Ethera Grave (The Graven, #3) by Essa Hansen
My rating: 5 of 5 stars
Genre: Science Fiction
Pages: 560 pages (paperback)
Published: 18th July 2023, Orbit

“Overhead, the Cartographer and passager fleet streaked the sky. On the opposite horizon, the encroaching rind flux hit the exosphere. Arcs of simmering luminosity coiled across the view. The salthuin entreated their heavens, billowing diaphonus bodies in synchrony, oceanic and serene.”

Ethera Grave is a wildly imaginative and thought-provoking conclusion to the unforgettable Graven trilogy. I pored over its prose, chewed on its theories and conflicts, and allowed myself to walk in the shoes of all its main characters. It is a richly-drawn story that I connected with, hard. Hansen has an incredible talent for drawing the reader into her unique and colorful multiverse, populated with ideas that stretch the mind while still reflecting on our current society’s cultural values. It raises philosophical debates while addressing identity, responsibility, and influence, and above all, is an incredibly fun read. Every time I started a new chapter, I never knew what to expect, and it kept surprising me over and over again.

This story focuses on the pros and cons of choice versus unity on an immeasurable scale. But one of the themes that particularly stood out was how refreshing it was to have platonic love and found family as the strongest and most visible relationships in the story. While Ethera Grave contains more romance than the first two books combined, it doesn’t lose focus on the most powerful bonds forged within its wide cast of characters. I felt most connected to the tender moments shared between characters that weren’t overtly sexual in nature.

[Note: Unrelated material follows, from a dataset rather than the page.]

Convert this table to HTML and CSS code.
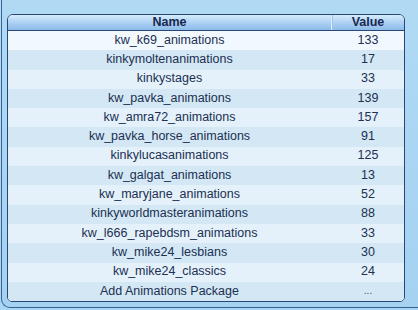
FILE: index.html
```html
<!DOCTYPE html>
<html>
<head>
<meta charset="utf-8">
<link rel="stylesheet" href="styles.css">
</head>
<body>
<div class="frame">
  <div class="table">
    <div class="head">
      <div class="hname">Name</div>
      <div class="hval">Value</div>
    </div>
    <div class="row first"><div class="name">kw_k69_animations</div><div class="val">133</div></div>
    <div class="row dark"><div class="name">kinkymoltenanimations</div><div class="val">17</div></div>
    <div class="row"><div class="name">kinkystages</div><div class="val">33</div></div>
    <div class="row dark"><div class="name">kw_pavka_animations</div><div class="val">139</div></div>
    <div class="row"><div class="name">kw_amra72_animations</div><div class="val">157</div></div>
    <div class="row dark"><div class="name">kw_pavka_horse_animations</div><div class="val">91</div></div>
    <div class="row"><div class="name">kinkylucasanimations</div><div class="val">125</div></div>
    <div class="row dark"><div class="name">kw_galgat_animations</div><div class="val">13</div></div>
    <div class="row"><div class="name">kw_maryjane_animations</div><div class="val">52</div></div>
    <div class="row dark"><div class="name">kinkyworldmasteranimations</div><div class="val">88</div></div>
    <div class="row"><div class="name">kw_l666_rapebdsm_animations</div><div class="val">33</div></div>
    <div class="row dark"><div class="name">kw_mike24_lesbians</div><div class="val">30</div></div>
    <div class="row"><div class="name">kw_mike24_classics</div><div class="val">24</div></div>
    <div class="row dark last"><div class="name">Add Animations Package</div><div class="val dots">...</div></div>
  </div>
</div>
</body>
</html>
```
FILE: styles.css
```css
html, body {
  margin: 0;
  padding: 0;
}
body {
  width: 418px;
  height: 310px;
  overflow: hidden;
  background: linear-gradient(180deg, #b4ddf6 0%, #a8d6f4 100%);
  font-family: "Liberation Sans", Arial, sans-serif;
  font-size: 12.5px;
  color: #212f52;
}
.frame {
  margin-left: 1px;
  height: 308px;
  box-sizing: border-box;
  border-left: 1px solid #3b5f93;
  border-bottom: 1px solid #3b5f93;
  border-bottom-left-radius: 9px;
  padding: 14px 14px 0 5px;
  background: linear-gradient(180deg, #b0daf4 0%, #a9d5f3 60%, #a6d2f2 100%);
}
.table {
  width: 398px;
  box-sizing: border-box;
  border: 1px solid #2a4676;
  border-radius: 6px 6px 5px 5px;
  overflow: hidden;
  background: #e3f1fa;
}
.head {
  display: grid;
  grid-template-columns: 323px 1fr;
  height: 15px;
  border-bottom: 1px solid #2a4676;
  background: linear-gradient(180deg, #d6ecfc 0%, #b2d4f4 45%, #8dbbe9 100%);
  font-weight: bold;
  color: #1a2850;
  line-height: 15px;
}
.hname, .hval {
  text-align: center;
}
.hval {
  border-left: 1px solid #dcecfa;
  box-shadow: inset 1px 0 0 #9fc4ea;
}
.row {
  display: grid;
  grid-template-columns: 323px 1fr;
  height: 19.3px;
  align-items: center;
  background: #e4f1fa;
}
.row.first {
  background: #f2f9fe;
}
.row.dark {
  background: #d3e8f4;
}
.name, .val {
  text-align: center;
  white-space: nowrap;
  padding-bottom: 2px;
}
.val {
  padding-left: 1px;
}
.dots {
  font-size: 10px;
  color: #3a4a66;
}
```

Character development is one of the book’s strongest assets. Every supporting character has their own distinct journey, but for the purposes of this review, I’ll focus on four major viewpoints.

Abriss is creating a utopia by collapsing universes into her own, but doesn’t seem to mind that you have to crack a few eggs to make an omelette. Unfortunately, these cracked eggs are acts of genocide, as entire civilizations and histories are wiped out if they cannot adjust to their new universal physics. Abriss has been steadily influenced by a Graven consciousness for entire life, so it is difficult for her to determine where her motivations stem from, nor how to control them.

Leta is uncomfortable in her own skin. Although her consciousness has drifted from body to construct, she has never quite felt like she belongs in any of the forms she’s been tied to, either in her service to Abriss, or her human origins. She longs for peace in her physical and mental space, but sacrifices so much of what she wants to help her companions when she can. She sacrifices love and a chance at happiness due to her deep empathy with those she is close to. Her arc is heartbreaking and hopeful, and is one of my favorite characters of the trilogy.

Threi is obsessed with control. For most of his life, he has much of the multiverse under his thumb due to his innate Graven abilities. Although that has affected the way he builds organic relationships with his peers, he takes advantage of his role and tries to build practical solutions to some of the universe’s biggest problems. But his sister Abriss is even more powerful, and stopping her plan of unifying the multiverse becomes his new obsession. Seeing how he deals with the ever-changing scope of his campaign, especially with loved ones at stake, is new territory for Threi. How does he react when he’s not the most powerful Graven-fueled human in the room? It’s time for Threi to assess what’s truly important, and what must be sacrificed along the way.

Caiden has come a long way since his days as a mechanic, but some things never change: he is a born fixer, and is willing to put aside his own needs and desires to achieve results. Caiden’s whole life has been about serving the greater good. Will there ever be a moment when he can focus on living his own life, on his own terms? Can he ever escape the clutches of his Graven influence? Is there a line he wouldn’t cross to stop Unity, to preserve a part of himself?

Beautiful, descriptive, and imaginative prose flows out of every page. It’s hard to choose which passages to share, since I highlighted so many, but here are a few of my favorites:

“The rind membrane splintered, and Unity paved into the other universe in a vicious front of conversion. Space expanded, allowing light to break its limits. Mathematics rioted. Music tangled into dissonance as it transposed into Unity, restringing space to play new chords.”

“Leta was too exhausted to carry hope. The shape of it had carved into her over all this time. One day it’d cut right through.”

“The chalarii was sensitive to the group’s scent information. He towered over the gathering but was viciously thin, body gelatinous and water-drop smooth over transparent, spongy bones. An oily sheen that migrated across him betrayed his irritations.”

“Pressure rolled in the air like thunder slowed. Electricity effervesced through the orrery as Ethera poured into physical space. The projected stars bent and rays crumpled, space bulged and contracted, huge folds of unnameable mass: coils and waves and scales and arms and roots. The light of heavens slicked over strange curves, helping define the Graven for her mortal vision.”

The Graven trilogy is one of the very best trilogies I’ve read — science-fiction, or otherwise. It is packed with emotion, discovery, allegory, and speaks volumes about our current cultural climate. Plus, it’s just so darn cool. It was a joy to read and I cannot recommend this series enough.